Maybe it’s just the typical occupational hazard that comes with being a blogger. But when you’re bombarded, every day, with designers touting the eco-sensibility of their newest utterly useless product you should buy for only $499.99, architects who want to be praised for using some non-toxic paint on their latest 500,000 square foot monstrosity, and creative people using up valuable resources to launch misdirected movements about using up valuable resources, it’s enough to make us want to reach our hands through internet until we can wrangle the mouse from their smug little hands and whack them over the head with it until they get it.
So when spoken word artist Dawn Maxey stood up and read her little poem on eco-hype yesterday (read the full text), we wanted to run up on stage and kiss her. Oh, how we feel you, sister.
Valerie Casey addressed that eco-fatigue we’ve all been feeling. But she coupled it with a very interesting point about movements in general–they spike, then dip, then slowly gain more solid acceptance over time. So don’t despair, we’re all just feeling that spike. The dip has yet to come.

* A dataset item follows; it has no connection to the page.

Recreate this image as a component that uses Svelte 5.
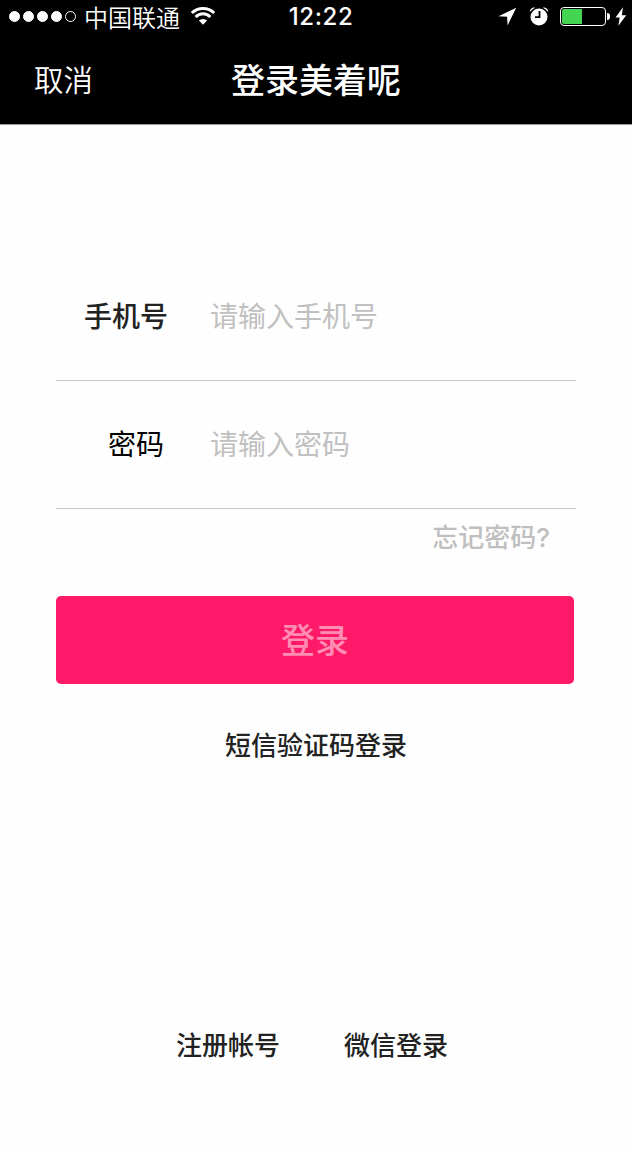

Except now, this movement belongs clearly to designers. Activism didn’t work, said Adam Werbach. We are in need of better stories, said Alex Steffen. We need to stop making stuff, said everybody. And Casey made a great argument for why designers by nature are perfect to spearhead change. But when Casey showed the slide above, which was sent to her by, in her words, a “very prominent and well-known designer,” it really got us fired up. Because every single company we heard represented at this conference–Mark Galbraith and Nau, Jane Savage and Nike, General Electric and VSA Partners, yes, even Werbach and Wal-Mart–has realized the importance of not just being designer-centric, but being designer-dependent in order to make big changes. People: There. Is. No. One. Else.